Köln 75: Was für ein Scheusal, was für ein Triumpf
Ulrich Tukur spielt Veras Vater so böse, dass ich wirklich überrascht war. Gute Schauspieler können und sollten uns vergessen machen, dass sie in Wirklichkeit (hoffentlich) ganz anders sind. Weil ich kurz vor Kurzem noch ein Interview mit ihm geführt habe in dem wir viel gelacht haben, war die Diskrepanz für mich aber besonders groß und ich dachte immer nur: „Was für ein Scheusal!“ Natürlich wünscht man Vera Brandes mehr Untersützung vom Vater (das Patriacht war in den 70er Jahren leider auch noch sehr viel klarer erkennbar), aber gleichzeitig spielt Mala Emde die Vera mit einer solchen Entschlossenheit, dass man irgendwie auch denkt: Du machst alles richtig. Du musst dich deinem Vater gegenüber nicht beweisen, aber doch ist der Erfolg dieses Albums natürlich der ultimative Triumpf.
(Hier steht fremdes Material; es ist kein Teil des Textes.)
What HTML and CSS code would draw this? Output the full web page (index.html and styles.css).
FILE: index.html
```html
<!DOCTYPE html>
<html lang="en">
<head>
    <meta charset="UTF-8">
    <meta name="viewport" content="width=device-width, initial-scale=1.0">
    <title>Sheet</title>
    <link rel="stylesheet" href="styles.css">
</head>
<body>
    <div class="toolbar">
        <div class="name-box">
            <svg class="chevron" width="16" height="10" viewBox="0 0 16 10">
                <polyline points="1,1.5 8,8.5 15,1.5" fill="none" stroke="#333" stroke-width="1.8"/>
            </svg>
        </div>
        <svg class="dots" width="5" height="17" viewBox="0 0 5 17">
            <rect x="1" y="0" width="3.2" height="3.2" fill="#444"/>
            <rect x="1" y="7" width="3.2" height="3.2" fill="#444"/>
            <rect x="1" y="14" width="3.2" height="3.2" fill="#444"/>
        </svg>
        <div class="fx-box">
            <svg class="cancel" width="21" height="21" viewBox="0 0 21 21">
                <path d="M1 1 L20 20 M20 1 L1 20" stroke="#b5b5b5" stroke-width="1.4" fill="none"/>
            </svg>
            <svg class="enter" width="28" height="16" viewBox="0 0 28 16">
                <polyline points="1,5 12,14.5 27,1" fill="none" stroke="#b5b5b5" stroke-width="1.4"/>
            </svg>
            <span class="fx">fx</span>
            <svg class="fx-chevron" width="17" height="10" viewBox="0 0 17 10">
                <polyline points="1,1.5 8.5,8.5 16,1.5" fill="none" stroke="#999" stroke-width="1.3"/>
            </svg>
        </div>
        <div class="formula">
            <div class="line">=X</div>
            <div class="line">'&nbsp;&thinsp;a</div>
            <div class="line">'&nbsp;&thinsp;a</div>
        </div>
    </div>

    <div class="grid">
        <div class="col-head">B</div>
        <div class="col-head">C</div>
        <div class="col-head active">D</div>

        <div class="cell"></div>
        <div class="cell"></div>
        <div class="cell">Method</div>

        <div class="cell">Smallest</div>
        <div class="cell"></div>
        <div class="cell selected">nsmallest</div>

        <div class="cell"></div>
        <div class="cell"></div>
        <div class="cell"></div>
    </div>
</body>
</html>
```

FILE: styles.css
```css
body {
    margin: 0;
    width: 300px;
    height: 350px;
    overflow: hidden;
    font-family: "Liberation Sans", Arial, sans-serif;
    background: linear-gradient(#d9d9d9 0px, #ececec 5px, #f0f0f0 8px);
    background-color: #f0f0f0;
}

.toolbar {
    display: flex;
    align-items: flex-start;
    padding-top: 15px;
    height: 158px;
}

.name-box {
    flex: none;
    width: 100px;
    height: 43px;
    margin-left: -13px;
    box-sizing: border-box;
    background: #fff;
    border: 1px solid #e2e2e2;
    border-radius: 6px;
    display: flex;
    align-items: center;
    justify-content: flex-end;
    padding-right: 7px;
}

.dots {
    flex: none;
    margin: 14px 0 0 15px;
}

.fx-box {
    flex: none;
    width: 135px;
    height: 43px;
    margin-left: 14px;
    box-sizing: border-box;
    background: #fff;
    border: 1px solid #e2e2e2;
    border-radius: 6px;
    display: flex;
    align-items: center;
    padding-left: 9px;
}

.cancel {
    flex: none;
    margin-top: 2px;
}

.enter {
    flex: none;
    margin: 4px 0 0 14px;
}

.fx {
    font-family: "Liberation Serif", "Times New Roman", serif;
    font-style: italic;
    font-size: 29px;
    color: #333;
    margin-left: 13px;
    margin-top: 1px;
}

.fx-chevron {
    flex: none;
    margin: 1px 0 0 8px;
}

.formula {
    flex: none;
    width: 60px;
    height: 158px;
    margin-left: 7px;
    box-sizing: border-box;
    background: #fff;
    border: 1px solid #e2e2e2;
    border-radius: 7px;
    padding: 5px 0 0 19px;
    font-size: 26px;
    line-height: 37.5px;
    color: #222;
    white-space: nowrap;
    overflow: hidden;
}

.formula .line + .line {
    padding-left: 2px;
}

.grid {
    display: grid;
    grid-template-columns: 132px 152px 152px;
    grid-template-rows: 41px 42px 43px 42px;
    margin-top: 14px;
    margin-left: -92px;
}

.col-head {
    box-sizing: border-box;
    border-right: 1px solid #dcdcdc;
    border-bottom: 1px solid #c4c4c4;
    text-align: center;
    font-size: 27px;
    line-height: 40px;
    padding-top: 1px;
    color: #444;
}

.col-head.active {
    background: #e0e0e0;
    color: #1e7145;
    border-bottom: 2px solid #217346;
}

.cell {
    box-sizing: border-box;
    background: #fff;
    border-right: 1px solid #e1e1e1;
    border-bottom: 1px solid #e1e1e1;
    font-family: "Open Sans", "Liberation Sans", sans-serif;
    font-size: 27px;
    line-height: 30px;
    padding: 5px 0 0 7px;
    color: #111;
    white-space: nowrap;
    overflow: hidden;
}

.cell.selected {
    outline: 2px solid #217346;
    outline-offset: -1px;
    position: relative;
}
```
Ich kann euch nur dringend raten, ins Kino zu gehen und euch auf „Köln 75“ einzulassen. Gerade dann, wenn ihr, wie ich, so wenig Berührungspunkte mit Jazz und der Geschichte rund um das Konzertalbum habt. Es lohnt sich, nicht nur wegen der tollen Musik, sondern vor allem wegen dem Eintauchen in eine andere Welt voller Mut und Leidenschaft und neuen Wegen. Wenn ihr in diesen Zeiten also Inspiration braucht, dann ab ins Kino zu „Köln 75“.